#### Information supplied
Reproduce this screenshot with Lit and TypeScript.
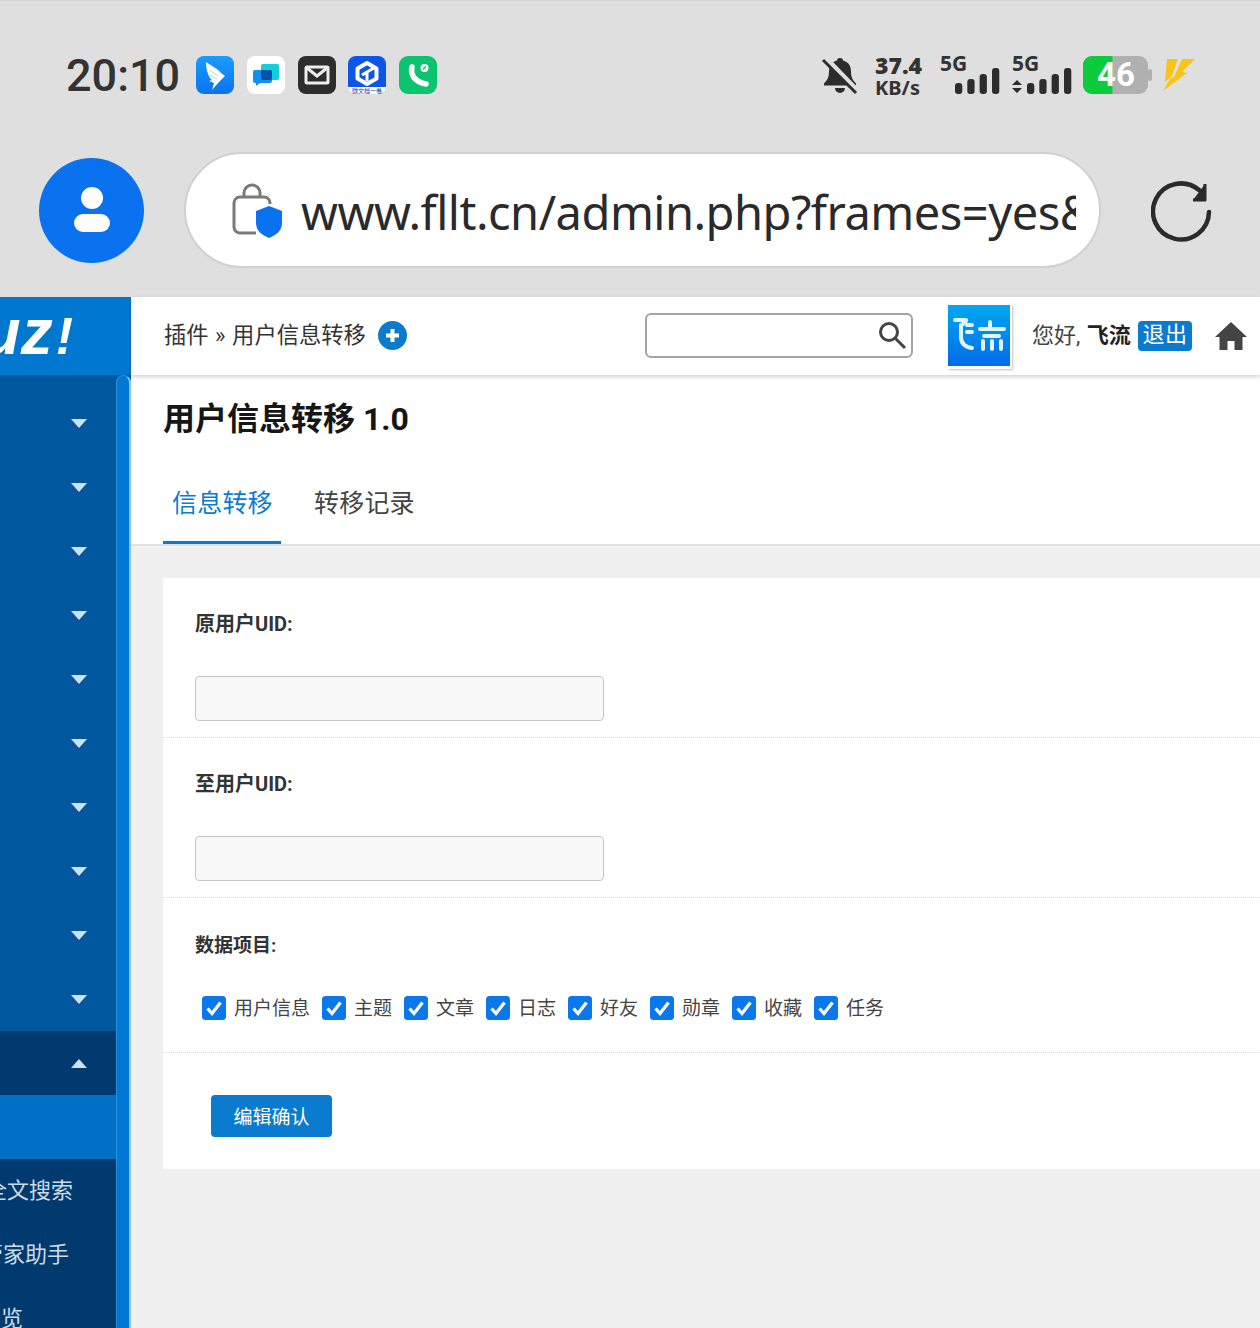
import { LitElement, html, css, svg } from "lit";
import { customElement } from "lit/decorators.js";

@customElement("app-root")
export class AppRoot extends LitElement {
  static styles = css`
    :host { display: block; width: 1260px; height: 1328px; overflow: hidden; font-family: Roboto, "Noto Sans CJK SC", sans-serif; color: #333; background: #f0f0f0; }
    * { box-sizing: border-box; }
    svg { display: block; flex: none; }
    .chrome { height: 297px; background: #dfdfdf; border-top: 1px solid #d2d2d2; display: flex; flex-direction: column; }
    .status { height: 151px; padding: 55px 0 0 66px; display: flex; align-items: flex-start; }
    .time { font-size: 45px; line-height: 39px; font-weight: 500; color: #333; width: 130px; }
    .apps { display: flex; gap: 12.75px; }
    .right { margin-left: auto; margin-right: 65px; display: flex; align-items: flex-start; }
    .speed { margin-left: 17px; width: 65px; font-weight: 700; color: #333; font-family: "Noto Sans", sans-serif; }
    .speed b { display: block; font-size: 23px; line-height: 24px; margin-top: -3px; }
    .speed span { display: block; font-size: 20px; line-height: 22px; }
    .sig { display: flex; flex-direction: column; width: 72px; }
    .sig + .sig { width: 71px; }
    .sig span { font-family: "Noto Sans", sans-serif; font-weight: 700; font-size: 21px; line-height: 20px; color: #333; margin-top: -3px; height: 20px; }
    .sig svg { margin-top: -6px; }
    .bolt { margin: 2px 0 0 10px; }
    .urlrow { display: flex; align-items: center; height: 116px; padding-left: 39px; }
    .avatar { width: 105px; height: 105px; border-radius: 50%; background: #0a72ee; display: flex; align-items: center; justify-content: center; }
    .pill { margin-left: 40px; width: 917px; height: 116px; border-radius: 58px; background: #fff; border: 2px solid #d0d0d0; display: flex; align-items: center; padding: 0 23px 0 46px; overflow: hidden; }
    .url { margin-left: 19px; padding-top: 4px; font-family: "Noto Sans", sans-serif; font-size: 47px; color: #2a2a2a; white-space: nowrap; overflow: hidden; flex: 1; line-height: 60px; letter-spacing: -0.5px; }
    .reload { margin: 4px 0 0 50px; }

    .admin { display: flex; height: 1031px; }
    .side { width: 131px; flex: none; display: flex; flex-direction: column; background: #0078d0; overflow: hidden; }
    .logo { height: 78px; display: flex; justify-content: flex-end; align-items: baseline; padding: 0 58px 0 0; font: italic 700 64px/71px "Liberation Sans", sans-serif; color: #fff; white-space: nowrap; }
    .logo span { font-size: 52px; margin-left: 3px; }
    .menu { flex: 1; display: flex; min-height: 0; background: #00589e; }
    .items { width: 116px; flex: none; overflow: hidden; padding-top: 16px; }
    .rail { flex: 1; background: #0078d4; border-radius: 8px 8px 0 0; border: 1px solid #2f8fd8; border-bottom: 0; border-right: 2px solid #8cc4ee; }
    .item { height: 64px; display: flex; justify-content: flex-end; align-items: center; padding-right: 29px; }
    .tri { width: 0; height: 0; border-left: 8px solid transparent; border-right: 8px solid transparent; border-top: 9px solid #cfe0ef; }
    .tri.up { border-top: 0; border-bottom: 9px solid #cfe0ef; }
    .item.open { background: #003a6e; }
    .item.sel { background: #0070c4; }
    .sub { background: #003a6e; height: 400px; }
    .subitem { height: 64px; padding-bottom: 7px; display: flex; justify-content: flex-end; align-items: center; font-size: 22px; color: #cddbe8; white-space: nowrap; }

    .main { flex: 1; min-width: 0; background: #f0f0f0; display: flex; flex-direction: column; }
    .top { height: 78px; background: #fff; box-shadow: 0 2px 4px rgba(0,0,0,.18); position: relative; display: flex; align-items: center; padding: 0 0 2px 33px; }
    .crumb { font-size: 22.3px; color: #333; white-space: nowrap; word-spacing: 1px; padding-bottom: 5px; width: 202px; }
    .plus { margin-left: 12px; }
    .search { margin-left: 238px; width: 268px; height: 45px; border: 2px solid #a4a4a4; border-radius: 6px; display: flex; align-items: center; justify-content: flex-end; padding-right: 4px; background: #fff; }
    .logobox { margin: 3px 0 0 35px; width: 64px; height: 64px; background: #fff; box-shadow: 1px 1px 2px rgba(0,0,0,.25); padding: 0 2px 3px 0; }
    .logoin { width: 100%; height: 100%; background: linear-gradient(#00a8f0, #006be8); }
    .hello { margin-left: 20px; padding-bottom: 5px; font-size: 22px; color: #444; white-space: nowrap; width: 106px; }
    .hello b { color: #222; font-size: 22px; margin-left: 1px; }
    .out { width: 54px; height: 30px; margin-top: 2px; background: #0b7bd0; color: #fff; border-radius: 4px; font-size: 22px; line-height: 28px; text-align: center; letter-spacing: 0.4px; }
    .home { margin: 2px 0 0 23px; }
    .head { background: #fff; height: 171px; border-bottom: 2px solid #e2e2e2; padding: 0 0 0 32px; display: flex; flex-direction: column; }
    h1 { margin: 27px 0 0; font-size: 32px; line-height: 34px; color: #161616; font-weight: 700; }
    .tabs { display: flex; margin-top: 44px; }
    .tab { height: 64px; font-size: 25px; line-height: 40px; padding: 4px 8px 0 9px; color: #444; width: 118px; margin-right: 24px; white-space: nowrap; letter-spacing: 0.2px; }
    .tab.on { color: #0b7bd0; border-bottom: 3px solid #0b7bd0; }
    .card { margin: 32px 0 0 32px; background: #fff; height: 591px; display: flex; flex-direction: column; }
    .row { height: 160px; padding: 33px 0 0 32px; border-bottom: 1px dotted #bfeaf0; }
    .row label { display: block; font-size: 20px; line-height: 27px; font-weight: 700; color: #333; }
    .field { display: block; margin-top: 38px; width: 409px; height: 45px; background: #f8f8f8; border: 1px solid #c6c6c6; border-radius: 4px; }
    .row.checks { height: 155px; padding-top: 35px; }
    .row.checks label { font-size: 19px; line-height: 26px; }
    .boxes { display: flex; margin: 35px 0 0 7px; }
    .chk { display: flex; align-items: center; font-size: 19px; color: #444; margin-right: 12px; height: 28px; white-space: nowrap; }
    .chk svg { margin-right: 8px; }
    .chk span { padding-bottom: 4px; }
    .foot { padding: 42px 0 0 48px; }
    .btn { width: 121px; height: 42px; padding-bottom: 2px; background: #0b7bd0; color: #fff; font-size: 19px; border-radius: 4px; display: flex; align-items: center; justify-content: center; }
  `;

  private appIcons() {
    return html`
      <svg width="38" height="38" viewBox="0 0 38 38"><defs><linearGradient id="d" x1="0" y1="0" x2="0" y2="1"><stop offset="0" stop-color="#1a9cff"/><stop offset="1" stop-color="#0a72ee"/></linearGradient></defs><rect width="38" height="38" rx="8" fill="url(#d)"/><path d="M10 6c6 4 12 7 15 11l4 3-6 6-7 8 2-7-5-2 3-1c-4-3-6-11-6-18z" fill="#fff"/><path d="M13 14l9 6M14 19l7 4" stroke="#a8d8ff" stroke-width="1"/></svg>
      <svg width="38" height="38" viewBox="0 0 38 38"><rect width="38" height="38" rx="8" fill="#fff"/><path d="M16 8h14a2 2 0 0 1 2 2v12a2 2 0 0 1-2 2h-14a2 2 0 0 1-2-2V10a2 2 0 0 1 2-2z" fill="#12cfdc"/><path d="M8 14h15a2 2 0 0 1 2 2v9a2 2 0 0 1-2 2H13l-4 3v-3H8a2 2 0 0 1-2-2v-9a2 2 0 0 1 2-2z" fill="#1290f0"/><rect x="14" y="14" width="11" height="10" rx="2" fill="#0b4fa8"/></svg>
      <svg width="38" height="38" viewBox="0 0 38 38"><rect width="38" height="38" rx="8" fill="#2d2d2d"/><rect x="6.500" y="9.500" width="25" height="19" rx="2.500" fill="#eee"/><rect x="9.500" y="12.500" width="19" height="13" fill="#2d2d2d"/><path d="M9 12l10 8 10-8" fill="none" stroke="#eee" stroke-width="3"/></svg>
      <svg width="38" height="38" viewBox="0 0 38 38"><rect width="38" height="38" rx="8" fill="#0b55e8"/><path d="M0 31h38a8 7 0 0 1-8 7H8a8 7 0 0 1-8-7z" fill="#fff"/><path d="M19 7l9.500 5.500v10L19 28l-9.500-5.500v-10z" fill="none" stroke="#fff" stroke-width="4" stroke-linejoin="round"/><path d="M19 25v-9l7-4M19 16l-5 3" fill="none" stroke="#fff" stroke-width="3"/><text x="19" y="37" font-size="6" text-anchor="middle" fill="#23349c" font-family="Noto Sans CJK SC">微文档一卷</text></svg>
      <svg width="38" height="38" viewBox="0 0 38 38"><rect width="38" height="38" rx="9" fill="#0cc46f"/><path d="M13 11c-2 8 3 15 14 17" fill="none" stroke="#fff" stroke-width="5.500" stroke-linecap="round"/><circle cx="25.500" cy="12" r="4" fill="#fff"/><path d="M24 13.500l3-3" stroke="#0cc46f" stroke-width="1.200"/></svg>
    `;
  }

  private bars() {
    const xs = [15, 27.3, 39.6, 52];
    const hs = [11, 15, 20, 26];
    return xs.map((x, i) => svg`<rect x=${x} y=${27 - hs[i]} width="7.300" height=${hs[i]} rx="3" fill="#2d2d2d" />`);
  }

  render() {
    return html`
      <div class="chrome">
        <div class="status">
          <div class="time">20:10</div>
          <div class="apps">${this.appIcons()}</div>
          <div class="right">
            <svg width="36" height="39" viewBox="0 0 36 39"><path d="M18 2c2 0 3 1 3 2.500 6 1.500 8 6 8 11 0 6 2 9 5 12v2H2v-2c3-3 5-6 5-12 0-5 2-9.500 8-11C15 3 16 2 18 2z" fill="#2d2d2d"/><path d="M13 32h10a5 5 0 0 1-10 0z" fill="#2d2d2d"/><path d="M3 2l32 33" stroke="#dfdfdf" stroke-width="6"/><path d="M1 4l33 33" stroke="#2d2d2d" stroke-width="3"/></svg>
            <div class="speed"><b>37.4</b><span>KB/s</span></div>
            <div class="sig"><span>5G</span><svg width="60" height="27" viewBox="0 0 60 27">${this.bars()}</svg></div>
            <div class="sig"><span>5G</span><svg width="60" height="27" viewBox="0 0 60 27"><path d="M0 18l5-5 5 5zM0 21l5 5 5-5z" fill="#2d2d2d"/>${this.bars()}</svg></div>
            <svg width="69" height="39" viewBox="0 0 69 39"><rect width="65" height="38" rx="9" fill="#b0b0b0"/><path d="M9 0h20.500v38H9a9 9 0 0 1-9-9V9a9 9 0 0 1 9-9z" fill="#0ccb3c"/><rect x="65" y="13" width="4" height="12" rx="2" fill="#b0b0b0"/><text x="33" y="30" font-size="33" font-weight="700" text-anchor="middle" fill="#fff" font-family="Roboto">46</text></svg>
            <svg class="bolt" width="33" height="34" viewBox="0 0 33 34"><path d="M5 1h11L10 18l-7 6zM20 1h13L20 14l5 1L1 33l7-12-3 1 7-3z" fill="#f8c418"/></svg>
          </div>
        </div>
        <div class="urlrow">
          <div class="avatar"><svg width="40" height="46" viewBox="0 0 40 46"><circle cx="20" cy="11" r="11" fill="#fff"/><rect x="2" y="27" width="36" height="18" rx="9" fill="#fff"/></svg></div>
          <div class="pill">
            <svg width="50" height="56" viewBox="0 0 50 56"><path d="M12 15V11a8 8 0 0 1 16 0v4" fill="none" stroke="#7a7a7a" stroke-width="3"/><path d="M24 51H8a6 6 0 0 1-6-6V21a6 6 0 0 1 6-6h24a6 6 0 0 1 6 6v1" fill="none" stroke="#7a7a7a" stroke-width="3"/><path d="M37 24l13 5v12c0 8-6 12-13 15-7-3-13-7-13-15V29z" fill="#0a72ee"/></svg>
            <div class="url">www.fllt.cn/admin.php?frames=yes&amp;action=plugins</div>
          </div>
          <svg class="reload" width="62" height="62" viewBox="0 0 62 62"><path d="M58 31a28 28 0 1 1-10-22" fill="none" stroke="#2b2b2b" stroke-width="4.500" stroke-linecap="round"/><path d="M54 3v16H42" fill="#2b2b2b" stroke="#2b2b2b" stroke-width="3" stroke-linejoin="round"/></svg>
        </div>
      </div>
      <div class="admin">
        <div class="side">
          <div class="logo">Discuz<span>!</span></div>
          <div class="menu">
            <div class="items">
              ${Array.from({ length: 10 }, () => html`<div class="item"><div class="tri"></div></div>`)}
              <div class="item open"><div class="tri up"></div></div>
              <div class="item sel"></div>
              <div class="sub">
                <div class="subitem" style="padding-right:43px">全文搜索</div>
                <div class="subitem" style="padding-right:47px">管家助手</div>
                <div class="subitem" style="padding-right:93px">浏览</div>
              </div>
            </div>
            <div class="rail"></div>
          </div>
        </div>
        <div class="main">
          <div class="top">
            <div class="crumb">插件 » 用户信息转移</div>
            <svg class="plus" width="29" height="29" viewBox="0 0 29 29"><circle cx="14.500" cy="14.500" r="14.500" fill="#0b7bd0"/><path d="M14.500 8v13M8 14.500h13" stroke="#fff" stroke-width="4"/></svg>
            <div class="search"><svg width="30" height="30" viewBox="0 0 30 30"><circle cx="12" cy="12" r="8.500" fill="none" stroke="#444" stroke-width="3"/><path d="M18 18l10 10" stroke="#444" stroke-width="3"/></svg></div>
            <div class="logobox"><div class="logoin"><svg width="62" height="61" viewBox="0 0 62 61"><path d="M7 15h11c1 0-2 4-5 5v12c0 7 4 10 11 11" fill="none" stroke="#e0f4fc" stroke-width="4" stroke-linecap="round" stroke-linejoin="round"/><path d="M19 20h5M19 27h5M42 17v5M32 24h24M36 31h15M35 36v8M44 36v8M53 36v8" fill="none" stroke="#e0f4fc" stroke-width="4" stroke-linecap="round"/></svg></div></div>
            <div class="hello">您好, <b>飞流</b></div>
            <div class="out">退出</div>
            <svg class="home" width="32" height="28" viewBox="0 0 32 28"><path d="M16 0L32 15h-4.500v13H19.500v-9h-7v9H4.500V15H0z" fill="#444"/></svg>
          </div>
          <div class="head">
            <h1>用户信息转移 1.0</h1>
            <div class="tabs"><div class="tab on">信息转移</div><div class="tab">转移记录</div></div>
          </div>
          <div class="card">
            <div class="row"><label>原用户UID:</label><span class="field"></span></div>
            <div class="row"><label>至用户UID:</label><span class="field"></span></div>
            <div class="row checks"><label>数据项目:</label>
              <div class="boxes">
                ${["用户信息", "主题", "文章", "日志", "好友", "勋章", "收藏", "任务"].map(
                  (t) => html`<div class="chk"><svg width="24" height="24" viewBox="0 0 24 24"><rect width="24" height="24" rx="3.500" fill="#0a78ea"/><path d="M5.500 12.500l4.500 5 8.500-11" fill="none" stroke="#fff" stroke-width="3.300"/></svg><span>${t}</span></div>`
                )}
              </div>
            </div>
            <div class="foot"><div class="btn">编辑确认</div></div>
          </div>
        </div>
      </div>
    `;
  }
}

#### Exercise details
Each line of the data that includes the word "this" counts once; report the total and nothing more.

#### Full output
4